Now, those are the kinds of state stats I can get behind, but it must be said that a lot of our facts are not so fun—and certainly not by Parade’s wholesome standards. We have the most violent crime, the most guns, and the most shooting deaths. We have by far the lowest health rankings, which translates into the most heart attacks and cases of diabetes, the highest cholesterol, and a whole bunch of smokers (Kentucky smokes the most, with Mississippi not far behind). We have the least amount of binge drinking, which would be good news, except that there are no statistics that I could find for people who drink pretty much all the time.

We are also the fattest people in America—Mississippi is the most obese state, followed by Louisiana, Tennessee, and Kentucky. (Which begs the question: If we are already so damn hefty, what are we doing getting all those butt implants? Trying to keep up with the Joneses?) Not surprisingly, Vermonters, who chomp on all that healthy roughage, are among the skinniest, along with folks from Connecticut, Massachusetts, Hawaii, and Colorado.

Parade got its fruit and vegetable consumption info from an outfit called America’s Health Rankings, but its research is sorely lacking in interesting facts like, say, who eats the most spaghetti and meatballs or who drinks the most Dr Pepper. I mean, I can make a pretty safe bet that we eat the most grits, the most barbecue, the most red beans and rice, the most boudin and andouille, the most perloos and pilaus, the most gumbo…I could go on. I tried really hard to find out who ate the most pork rinds, and I’m pretty sure we do, but we have some stiff competition from Ohio, where there is an annual festival and at least three producers. But what we do have are the only religious pork rinds.

One of the many significant facts about us that Parade left out is that we go to church with way, way more frequency than anybody else. (Vermont is in the bottom ten on church attendance, so we’ll see how far all those leafy greens get them.) Anyway, an ingenious—or, more likely, just extremely pious—pork rind outfit in Tennessee has combined our love of the mighty rind with our love of the Lord. Bartlett-based Brimhall Foods makes a number of pork products, including Brim’s Pork Fatback Cracklin Strips, which are described as “fried-out pork with attached skin.” On their bags there is always a Bible verse, usually from John, so that it is possible to be munching on some pure pork while also being reassured that “God is light and in Him is not darkness at all.” The rinds from Ohio, let me just make clear, do not come with such added pleasure.

I have also never read of a case in Ohio—or anywhere else outside the South, for that matter—that involved bribery with pork rinds, which is another piece of evidence supporting my theory that we eat them more than anybody else. (If we didn’t like them so much they wouldn’t be successful bribe material. In fact, a lot of our more notable foodstuffs will do the trick—I once got out of a speeding ticket in Beulah, Mississippi, by bringing the justice of the peace a pecan pie from Sherman’s in Greenville.But I digress.)
Anyway, recently, in the town of Appalachia, Virginia, a small coal-mining town just miles from the Kentucky border, Mayor Ben Cooper and thirteen others were charged in a scheme that included buying votes with cigarettes, beer, and pork rinds. One of the cops booked with Cooper was also charged with pilfering prescription drugs and two guns from the evidence room, as well as recklessly handling a firearm when he used one of the guns to shoot himself in the leg at headquarters.

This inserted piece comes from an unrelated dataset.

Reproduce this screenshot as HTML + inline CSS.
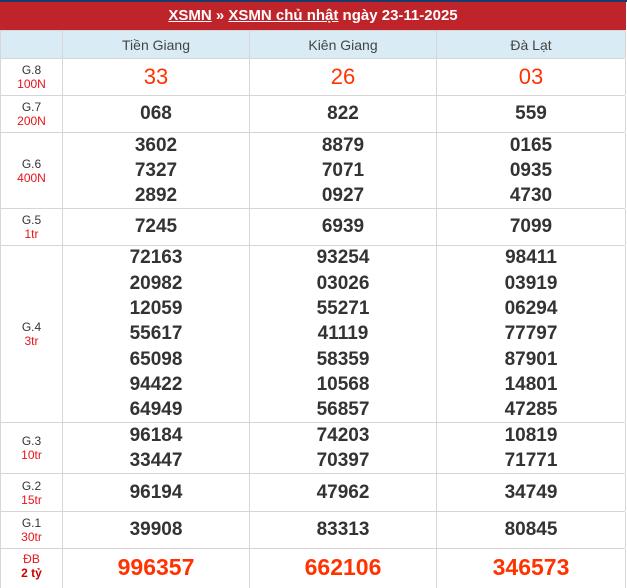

Festive stories like these have got me thinking that if Parade made just a tiny shift in its attitude and general outlook, those Fun Facts cover stories could be a lot more entertaining—and still very informative. They would also be far more inclusive of our region. By using the Appalachia case alone, the magazine could have had a nice little package handily illustrating the South’s penchant for pork rinds, cigarettes, beer, and firearms, and if the pork rinds happened to be Brim’s, religion would have made the mix as well.